- _Work to do_: Locate all lines with the word "this" and copy them out.

- _Entries_:
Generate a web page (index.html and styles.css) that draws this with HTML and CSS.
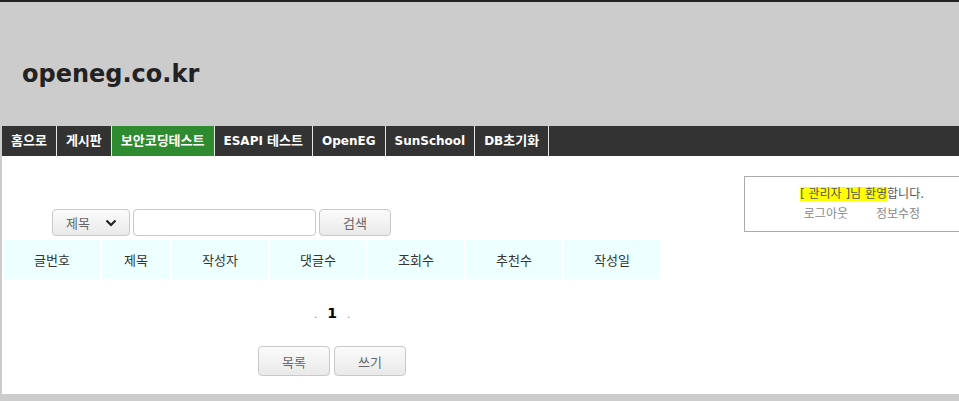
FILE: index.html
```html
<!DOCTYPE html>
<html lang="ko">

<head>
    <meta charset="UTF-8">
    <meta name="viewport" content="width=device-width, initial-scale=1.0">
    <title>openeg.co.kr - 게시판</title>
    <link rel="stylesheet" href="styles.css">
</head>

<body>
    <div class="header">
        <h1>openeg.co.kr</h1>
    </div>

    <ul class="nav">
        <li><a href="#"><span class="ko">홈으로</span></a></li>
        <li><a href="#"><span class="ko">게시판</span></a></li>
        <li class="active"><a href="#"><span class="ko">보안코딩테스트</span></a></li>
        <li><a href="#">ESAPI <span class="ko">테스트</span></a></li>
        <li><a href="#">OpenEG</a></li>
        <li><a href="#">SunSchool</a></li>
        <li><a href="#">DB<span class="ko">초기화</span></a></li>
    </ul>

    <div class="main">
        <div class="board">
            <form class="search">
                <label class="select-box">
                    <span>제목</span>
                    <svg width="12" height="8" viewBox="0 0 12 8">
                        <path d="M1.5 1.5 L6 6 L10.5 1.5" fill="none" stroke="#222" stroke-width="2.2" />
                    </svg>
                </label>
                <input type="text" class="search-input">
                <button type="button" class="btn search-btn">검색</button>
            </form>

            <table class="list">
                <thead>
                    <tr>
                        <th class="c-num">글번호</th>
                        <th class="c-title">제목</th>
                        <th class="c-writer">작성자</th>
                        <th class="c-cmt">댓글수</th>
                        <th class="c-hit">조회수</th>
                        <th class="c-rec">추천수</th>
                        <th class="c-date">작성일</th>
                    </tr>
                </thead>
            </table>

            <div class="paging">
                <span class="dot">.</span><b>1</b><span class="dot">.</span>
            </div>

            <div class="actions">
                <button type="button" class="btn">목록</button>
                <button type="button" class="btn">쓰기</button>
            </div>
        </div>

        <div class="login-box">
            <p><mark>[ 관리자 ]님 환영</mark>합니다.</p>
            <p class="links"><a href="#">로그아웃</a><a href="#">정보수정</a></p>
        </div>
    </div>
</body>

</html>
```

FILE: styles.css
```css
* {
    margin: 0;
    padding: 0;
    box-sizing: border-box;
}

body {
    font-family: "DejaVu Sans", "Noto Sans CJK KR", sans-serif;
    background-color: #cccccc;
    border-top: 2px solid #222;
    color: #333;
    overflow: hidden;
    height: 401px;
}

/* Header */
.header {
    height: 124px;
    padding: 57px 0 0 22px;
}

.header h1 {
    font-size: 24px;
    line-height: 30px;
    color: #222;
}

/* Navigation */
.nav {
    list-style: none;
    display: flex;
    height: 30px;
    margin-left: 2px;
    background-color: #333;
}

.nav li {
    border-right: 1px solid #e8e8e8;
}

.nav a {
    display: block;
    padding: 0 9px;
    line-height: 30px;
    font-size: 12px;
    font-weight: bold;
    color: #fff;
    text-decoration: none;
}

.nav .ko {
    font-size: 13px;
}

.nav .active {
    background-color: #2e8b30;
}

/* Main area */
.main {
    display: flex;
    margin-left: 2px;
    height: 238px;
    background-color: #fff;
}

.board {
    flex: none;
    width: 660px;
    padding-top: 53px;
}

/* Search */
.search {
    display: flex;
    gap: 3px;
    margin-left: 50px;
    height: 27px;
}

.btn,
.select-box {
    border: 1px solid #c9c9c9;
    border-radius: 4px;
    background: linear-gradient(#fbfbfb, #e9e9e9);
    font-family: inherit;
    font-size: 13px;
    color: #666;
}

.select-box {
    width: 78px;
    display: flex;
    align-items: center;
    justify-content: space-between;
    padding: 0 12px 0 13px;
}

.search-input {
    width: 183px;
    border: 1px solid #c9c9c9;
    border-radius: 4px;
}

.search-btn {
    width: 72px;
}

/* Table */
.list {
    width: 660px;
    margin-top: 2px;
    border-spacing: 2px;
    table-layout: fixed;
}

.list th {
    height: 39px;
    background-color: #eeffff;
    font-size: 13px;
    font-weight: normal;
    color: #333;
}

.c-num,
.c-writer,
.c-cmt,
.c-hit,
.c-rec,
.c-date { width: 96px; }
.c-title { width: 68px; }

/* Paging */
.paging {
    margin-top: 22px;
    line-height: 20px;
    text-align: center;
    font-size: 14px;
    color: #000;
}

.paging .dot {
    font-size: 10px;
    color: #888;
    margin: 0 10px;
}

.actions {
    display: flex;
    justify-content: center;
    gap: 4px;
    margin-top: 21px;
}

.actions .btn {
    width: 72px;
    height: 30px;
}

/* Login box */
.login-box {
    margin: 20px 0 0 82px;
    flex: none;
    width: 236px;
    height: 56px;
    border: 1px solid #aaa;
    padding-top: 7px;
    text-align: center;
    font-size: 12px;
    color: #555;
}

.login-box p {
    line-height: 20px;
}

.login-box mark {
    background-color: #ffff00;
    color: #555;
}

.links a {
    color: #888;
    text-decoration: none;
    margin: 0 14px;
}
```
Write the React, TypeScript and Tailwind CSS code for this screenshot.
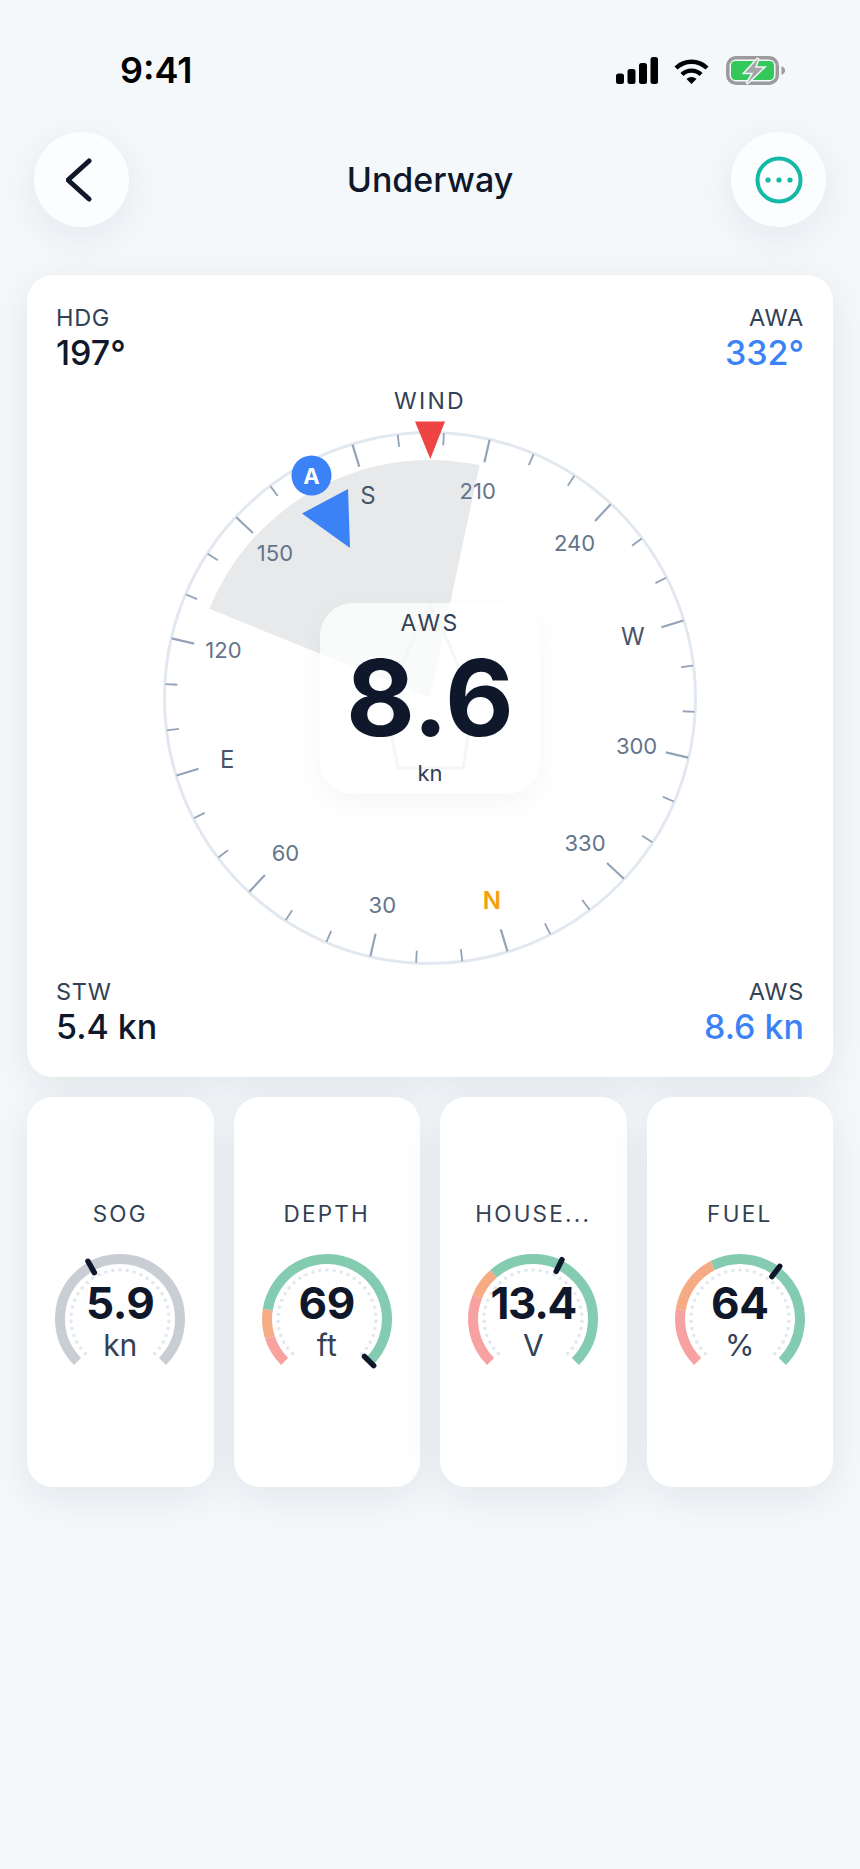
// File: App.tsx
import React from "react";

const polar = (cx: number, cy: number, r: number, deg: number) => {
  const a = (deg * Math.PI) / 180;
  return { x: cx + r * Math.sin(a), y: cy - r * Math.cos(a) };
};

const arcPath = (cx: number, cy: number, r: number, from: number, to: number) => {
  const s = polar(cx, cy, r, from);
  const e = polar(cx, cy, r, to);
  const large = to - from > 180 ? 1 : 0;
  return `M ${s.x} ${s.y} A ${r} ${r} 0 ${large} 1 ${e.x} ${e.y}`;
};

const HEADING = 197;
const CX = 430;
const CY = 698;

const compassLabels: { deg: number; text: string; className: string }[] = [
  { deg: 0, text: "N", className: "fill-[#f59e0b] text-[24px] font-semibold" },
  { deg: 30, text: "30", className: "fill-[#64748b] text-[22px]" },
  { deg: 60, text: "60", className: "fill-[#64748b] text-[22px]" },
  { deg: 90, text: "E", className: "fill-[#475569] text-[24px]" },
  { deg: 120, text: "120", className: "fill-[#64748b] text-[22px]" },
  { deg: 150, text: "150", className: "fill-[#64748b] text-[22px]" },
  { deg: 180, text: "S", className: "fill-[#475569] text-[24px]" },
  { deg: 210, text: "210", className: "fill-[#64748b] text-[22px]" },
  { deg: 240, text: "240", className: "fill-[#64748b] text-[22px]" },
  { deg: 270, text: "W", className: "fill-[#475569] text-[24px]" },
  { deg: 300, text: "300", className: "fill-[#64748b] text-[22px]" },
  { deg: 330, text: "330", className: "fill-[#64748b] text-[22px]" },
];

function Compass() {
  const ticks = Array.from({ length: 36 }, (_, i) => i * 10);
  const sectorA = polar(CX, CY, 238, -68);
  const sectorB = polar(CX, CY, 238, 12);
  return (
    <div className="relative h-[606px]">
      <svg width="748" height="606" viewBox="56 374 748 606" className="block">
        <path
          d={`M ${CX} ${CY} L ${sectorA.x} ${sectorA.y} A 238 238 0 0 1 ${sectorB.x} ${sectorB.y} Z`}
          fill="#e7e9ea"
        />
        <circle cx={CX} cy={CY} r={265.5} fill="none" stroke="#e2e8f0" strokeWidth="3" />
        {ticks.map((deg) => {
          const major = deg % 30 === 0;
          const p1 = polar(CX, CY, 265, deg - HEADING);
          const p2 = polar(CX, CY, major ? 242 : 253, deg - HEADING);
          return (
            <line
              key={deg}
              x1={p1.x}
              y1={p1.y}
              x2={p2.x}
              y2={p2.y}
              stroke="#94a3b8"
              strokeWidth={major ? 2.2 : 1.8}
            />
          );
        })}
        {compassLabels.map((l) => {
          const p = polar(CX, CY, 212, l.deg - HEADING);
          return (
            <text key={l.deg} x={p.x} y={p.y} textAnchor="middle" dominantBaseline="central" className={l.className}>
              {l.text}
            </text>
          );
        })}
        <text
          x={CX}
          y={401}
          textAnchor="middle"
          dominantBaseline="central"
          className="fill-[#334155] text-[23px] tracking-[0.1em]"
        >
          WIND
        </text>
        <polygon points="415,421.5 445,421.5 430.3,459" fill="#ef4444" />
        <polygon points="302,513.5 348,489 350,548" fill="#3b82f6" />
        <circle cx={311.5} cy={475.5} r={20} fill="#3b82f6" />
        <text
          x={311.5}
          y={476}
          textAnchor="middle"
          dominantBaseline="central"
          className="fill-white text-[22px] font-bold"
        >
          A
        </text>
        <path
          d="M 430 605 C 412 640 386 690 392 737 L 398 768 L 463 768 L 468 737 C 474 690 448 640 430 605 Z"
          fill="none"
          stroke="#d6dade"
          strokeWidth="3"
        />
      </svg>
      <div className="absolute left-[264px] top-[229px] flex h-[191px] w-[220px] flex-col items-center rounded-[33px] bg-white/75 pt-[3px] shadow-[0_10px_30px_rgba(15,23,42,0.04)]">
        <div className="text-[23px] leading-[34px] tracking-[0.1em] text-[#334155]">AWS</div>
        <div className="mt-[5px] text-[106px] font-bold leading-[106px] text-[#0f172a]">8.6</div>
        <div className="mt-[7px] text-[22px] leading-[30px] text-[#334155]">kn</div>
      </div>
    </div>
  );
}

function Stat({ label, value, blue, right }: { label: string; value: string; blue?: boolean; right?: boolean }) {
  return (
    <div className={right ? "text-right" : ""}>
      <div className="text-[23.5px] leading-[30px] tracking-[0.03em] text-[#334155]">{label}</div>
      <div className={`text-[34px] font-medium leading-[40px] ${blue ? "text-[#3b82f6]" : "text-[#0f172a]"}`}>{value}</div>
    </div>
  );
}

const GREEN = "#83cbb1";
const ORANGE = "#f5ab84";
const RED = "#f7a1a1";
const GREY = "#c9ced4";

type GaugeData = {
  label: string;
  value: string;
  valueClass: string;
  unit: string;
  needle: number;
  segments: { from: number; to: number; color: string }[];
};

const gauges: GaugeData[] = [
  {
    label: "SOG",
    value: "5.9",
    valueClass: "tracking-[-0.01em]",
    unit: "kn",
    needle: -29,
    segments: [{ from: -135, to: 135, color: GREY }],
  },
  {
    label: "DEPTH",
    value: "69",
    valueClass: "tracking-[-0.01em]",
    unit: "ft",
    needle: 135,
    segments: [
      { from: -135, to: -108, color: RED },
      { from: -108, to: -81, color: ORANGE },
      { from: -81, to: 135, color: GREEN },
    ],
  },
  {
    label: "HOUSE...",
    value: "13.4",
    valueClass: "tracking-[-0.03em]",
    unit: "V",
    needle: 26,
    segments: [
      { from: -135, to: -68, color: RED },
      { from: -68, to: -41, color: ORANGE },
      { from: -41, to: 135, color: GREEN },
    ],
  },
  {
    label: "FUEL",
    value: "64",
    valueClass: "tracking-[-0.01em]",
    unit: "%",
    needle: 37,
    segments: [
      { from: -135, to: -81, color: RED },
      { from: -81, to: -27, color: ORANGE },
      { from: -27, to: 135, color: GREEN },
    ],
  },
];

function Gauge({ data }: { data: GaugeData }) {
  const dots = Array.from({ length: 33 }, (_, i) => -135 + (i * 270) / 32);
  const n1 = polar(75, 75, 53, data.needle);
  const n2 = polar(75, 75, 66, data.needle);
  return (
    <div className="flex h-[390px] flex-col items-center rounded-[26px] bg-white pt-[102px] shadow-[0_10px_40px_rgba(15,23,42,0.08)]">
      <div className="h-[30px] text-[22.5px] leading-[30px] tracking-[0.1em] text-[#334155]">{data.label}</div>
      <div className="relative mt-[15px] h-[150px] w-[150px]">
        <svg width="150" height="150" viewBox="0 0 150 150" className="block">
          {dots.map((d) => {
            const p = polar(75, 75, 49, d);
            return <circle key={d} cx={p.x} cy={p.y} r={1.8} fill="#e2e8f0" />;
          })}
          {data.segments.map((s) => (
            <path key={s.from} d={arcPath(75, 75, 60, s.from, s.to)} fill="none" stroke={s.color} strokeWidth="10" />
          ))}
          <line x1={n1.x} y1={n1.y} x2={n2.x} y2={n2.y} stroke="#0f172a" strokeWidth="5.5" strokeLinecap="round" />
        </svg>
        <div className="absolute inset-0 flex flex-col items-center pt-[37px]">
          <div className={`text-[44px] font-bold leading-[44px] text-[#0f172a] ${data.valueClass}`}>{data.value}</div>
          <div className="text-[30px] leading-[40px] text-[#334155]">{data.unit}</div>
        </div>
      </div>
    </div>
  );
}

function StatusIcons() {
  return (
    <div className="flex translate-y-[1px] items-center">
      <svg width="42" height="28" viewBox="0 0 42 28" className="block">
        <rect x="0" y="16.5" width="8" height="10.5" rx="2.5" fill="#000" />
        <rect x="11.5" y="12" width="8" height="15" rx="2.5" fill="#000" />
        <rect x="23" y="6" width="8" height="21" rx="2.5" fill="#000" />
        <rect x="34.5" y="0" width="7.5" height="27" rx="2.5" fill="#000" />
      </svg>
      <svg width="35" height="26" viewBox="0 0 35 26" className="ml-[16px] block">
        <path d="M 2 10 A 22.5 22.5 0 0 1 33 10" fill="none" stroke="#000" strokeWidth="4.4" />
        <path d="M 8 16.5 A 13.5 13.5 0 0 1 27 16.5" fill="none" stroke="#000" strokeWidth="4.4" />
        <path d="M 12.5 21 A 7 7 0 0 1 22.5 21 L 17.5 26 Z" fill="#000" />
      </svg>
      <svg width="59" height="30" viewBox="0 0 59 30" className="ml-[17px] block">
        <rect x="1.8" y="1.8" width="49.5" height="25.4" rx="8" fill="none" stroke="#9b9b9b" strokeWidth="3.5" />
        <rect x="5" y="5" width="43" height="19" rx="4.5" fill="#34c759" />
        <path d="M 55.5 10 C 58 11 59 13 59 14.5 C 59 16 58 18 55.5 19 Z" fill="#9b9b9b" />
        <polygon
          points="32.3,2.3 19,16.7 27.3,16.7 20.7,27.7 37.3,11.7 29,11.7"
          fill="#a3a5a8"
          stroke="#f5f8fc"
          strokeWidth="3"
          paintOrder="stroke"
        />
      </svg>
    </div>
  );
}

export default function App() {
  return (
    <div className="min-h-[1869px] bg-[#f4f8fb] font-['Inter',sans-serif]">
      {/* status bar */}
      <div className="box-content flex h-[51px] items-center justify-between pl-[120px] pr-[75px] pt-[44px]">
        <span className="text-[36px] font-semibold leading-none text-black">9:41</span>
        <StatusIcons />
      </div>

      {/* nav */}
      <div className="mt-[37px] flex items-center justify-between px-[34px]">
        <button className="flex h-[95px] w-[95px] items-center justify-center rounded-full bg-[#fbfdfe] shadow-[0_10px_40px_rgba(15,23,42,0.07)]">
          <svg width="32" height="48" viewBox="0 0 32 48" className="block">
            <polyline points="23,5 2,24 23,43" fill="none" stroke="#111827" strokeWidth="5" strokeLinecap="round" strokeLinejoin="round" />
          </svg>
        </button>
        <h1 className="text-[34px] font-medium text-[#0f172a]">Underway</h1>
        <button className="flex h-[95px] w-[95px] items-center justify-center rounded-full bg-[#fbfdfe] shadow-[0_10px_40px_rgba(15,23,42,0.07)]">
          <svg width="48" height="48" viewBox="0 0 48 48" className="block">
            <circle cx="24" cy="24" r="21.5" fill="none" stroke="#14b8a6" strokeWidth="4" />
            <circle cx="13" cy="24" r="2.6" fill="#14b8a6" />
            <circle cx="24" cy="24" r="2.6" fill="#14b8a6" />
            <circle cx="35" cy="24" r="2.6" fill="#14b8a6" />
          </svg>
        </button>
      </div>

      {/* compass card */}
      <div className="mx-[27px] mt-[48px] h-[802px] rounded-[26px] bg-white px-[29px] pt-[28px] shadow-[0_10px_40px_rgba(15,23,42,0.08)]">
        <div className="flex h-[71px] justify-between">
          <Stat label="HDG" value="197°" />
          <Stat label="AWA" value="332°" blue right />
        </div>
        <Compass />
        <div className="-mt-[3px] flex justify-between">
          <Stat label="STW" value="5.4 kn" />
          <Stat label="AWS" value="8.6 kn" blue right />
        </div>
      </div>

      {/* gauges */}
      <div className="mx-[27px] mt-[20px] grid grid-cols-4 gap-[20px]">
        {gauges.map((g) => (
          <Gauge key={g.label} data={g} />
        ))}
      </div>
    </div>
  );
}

- _Correct response_:
Generate a web page (index.html and styles.css) that draws this with HTML and CSS.
Write the React, TypeScript and Tailwind CSS code for this screenshot.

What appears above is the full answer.